REQUIRED WORK: Write the data below out exactly as it stands. Do not include the pictures.

— BEGIN —

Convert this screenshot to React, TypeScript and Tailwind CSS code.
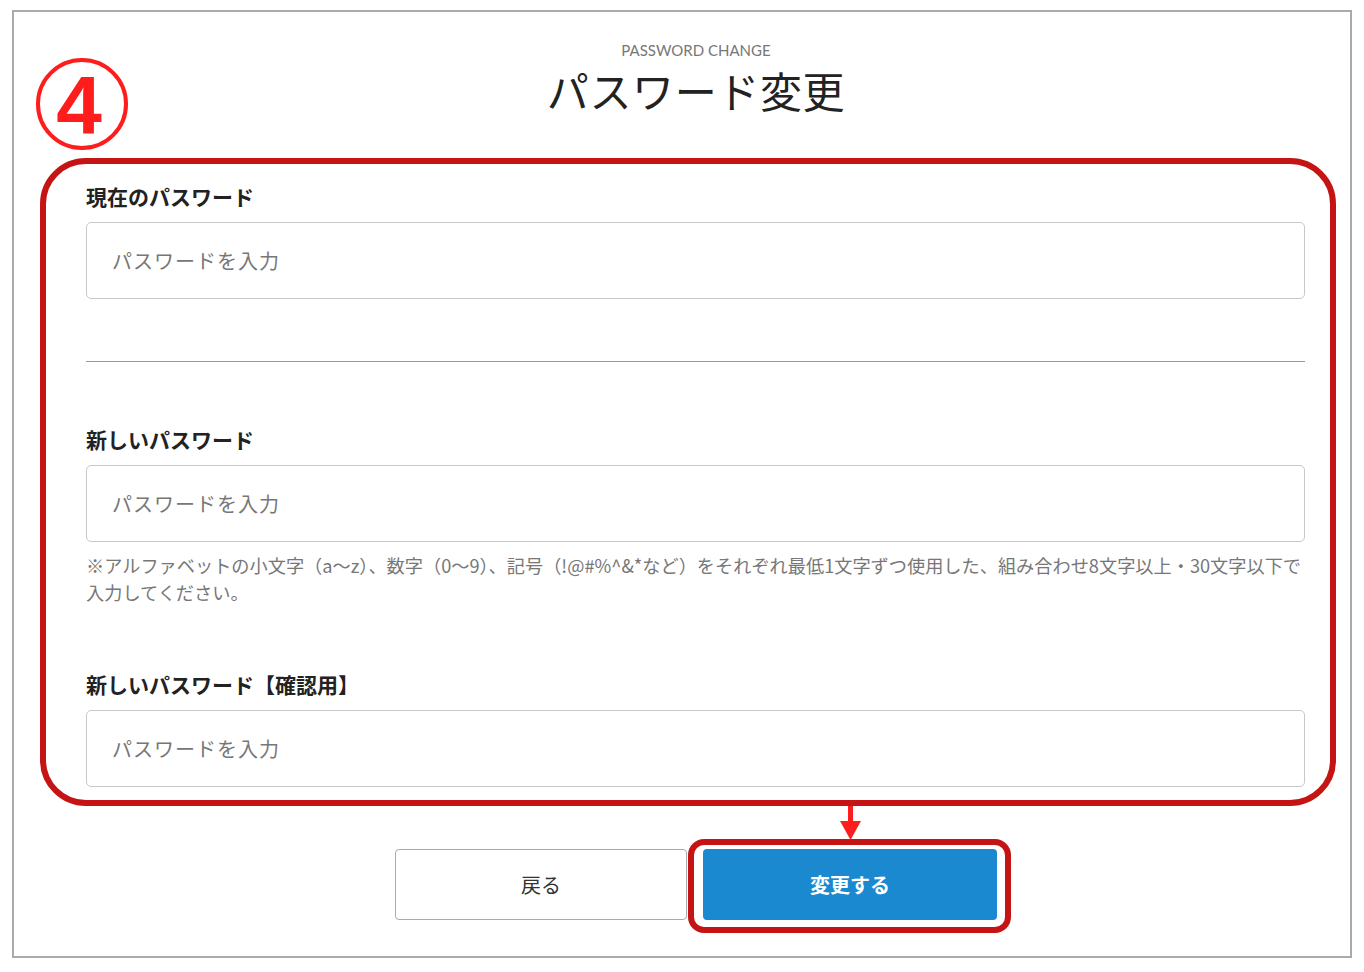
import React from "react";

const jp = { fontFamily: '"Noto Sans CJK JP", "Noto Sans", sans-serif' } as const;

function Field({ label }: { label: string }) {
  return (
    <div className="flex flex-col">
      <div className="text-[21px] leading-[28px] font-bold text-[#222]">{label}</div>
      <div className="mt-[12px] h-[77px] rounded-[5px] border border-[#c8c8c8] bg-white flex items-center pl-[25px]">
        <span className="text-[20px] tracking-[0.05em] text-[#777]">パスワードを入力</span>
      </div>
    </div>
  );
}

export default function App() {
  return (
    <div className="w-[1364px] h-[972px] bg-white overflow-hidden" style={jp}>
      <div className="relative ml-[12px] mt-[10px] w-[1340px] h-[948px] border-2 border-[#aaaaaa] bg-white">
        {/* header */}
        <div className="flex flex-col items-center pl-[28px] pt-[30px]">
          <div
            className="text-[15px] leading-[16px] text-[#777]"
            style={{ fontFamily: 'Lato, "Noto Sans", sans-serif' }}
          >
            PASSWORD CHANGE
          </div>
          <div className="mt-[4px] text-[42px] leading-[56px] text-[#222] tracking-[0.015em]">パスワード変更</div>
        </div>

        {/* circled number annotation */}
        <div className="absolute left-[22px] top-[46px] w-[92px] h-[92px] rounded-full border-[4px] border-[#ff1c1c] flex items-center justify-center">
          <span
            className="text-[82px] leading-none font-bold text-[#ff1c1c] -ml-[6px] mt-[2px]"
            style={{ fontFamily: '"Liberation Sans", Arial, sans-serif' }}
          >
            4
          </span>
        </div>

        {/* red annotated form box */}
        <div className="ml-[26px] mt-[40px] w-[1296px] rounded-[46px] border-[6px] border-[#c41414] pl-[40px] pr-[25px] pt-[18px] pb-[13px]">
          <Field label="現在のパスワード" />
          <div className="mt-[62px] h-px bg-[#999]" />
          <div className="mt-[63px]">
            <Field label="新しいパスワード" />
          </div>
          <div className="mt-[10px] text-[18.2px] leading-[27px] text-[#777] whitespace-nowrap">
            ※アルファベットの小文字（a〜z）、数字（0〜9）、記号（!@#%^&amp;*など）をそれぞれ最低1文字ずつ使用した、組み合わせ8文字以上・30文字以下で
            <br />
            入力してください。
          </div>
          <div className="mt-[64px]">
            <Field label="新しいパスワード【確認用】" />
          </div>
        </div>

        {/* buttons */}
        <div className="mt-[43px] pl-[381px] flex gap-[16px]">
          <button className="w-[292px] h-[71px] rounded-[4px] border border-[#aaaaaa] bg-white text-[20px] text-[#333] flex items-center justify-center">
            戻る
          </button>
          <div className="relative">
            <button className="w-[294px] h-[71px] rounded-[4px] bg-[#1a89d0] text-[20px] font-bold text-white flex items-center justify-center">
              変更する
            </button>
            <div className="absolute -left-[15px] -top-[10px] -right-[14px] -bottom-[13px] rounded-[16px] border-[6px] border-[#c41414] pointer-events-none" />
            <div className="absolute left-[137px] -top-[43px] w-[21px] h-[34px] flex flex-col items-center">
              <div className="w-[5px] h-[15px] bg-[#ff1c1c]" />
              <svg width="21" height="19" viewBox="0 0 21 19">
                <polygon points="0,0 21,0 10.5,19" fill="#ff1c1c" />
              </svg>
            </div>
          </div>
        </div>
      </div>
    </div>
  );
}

— END —

SOLUTION FOR THIS EXERCISE:
Convert this screenshot to React, TypeScript and Tailwind CSS code.
import React from "react";

const jp = { fontFamily: '"Noto Sans CJK JP", "Noto Sans", sans-serif' } as const;

function Field({ label }: { label: string }) {
  return (
    <div className="flex flex-col">
      <div className="text-[21px] leading-[28px] font-bold text-[#222]">{label}</div>
      <div className="mt-[12px] h-[77px] rounded-[5px] border border-[#c8c8c8] bg-white flex items-center pl-[25px]">
        <span className="text-[20px] tracking-[0.05em] text-[#777]">パスワードを入力</span>
      </div>
    </div>
  );
}

export default function App() {
  return (
    <div className="w-[1364px] h-[972px] bg-white overflow-hidden" style={jp}>
      <div className="relative ml-[12px] mt-[10px] w-[1340px] h-[948px] border-2 border-[#aaaaaa] bg-white">
        {/* header */}
        <div className="flex flex-col items-center pl-[28px] pt-[30px]">
          <div
            className="text-[15px] leading-[16px] text-[#777]"
            style={{ fontFamily: 'Lato, "Noto Sans", sans-serif' }}
          >
            PASSWORD CHANGE
          </div>
          <div className="mt-[4px] text-[42px] leading-[56px] text-[#222] tracking-[0.015em]">パスワード変更</div>
        </div>

        {/* circled number annotation */}
        <div className="absolute left-[22px] top-[46px] w-[92px] h-[92px] rounded-full border-[4px] border-[#ff1c1c] flex items-center justify-center">
          <span
            className="text-[82px] leading-none font-bold text-[#ff1c1c] -ml-[6px] mt-[2px]"
            style={{ fontFamily: '"Liberation Sans", Arial, sans-serif' }}
          >
            4
          </span>
        </div>

        {/* red annotated form box */}
        <div className="ml-[26px] mt-[40px] w-[1296px] rounded-[46px] border-[6px] border-[#c41414] pl-[40px] pr-[25px] pt-[18px] pb-[13px]">
          <Field label="現在のパスワード" />
          <div className="mt-[62px] h-px bg-[#999]" />
          <div className="mt-[63px]">
            <Field label="新しいパスワード" />
          </div>
          <div className="mt-[10px] text-[18.2px] leading-[27px] text-[#777] whitespace-nowrap">
            ※アルファベットの小文字（a〜z）、数字（0〜9）、記号（!@#%^&amp;*など）をそれぞれ最低1文字ずつ使用した、組み合わせ8文字以上・30文字以下で
            <br />
            入力してください。
          </div>
          <div className="mt-[64px]">
            <Field label="新しいパスワード【確認用】" />
          </div>
        </div>

        {/* buttons */}
        <div className="mt-[43px] pl-[381px] flex gap-[16px]">
          <button className="w-[292px] h-[71px] rounded-[4px] border border-[#aaaaaa] bg-white text-[20px] text-[#333] flex items-center justify-center">
            戻る
          </button>
          <div className="relative">
            <button className="w-[294px] h-[71px] rounded-[4px] bg-[#1a89d0] text-[20px] font-bold text-white flex items-center justify-center">
              変更する
            </button>
            <div className="absolute -left-[15px] -top-[10px] -right-[14px] -bottom-[13px] rounded-[16px] border-[6px] border-[#c41414] pointer-events-none" />
            <div className="absolute left-[137px] -top-[43px] w-[21px] h-[34px] flex flex-col items-center">
              <div className="w-[5px] h-[15px] bg-[#ff1c1c]" />
              <svg width="21" height="19" viewBox="0 0 21 19">
                <polygon points="0,0 21,0 10.5,19" fill="#ff1c1c" />
              </svg>
            </div>
          </div>
        </div>
      </div>
    </div>
  );
}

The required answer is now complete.